Sunday morning, while I was having my usual cup of instant coffee, I sat there thinking about and missing my family. I wondered if things at home were still the same. Mom and one of us would usually go to church.

My older sister and I took turns staying home to make lunch and look after our little brothers very quietly so our dad wouldn’t wake up. On Sunday mornings he was usually sleeping off a hangover.


Even though I missed my family terribly, part of me was happy that they were so far away. They were still telling me how wrong I was, but not as often. I was hoping that one day I would be able to prove to them that I was doing the right thing. I felt that I loved them more from Canada than when we lived in the same house but I sure felt guilty about that for a very long time.

I felt like a really bad person and I hoped that one day they could forgive me. I dreamed of what it would be like to go home and visit them. I wondered if they would welcome me home as the new person I would become after going to school in Canada or if they would never see things the way I did.

I looked at the clock and it was only eight in the morning.

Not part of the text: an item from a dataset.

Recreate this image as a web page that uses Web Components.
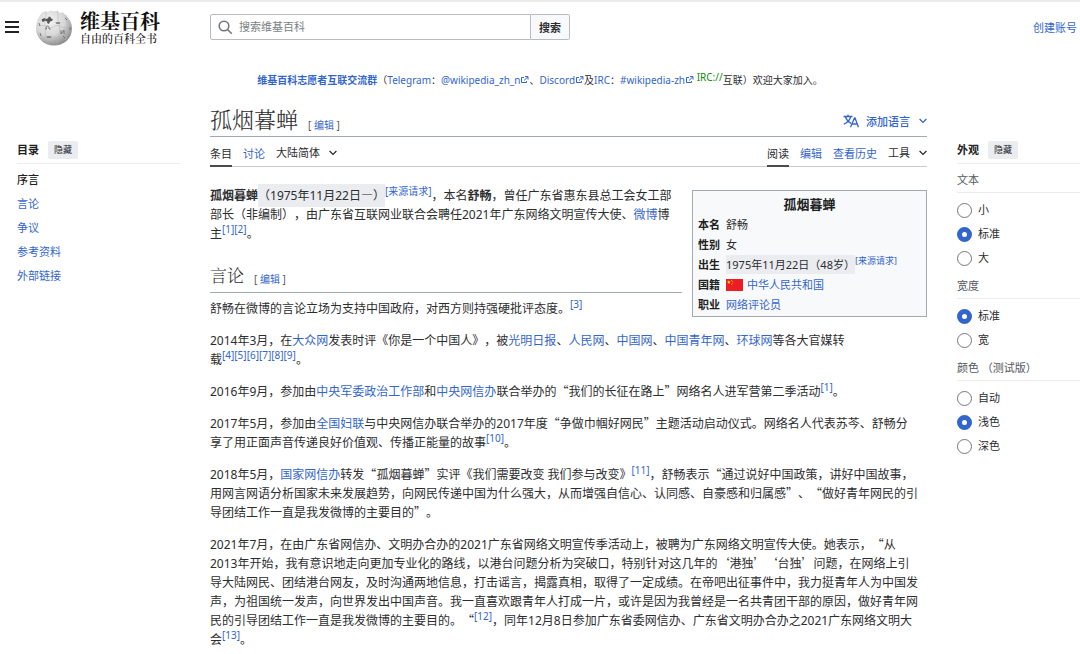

I thought, “This is going to be a long Sunday if this is what I am going to do all day.” I decided to go for a long walk and breathe in some fresh air.

It was late August and the clear blue skies reminded me of many Sunday afternoons in Mexico when I spent hours looking up at the sky watching the crows as they so effortlessly glided around in circles. I was fascinated by them and I often imagined what it would be like if I was a crow. What freedom I would have if I could fly anywhere I wanted to.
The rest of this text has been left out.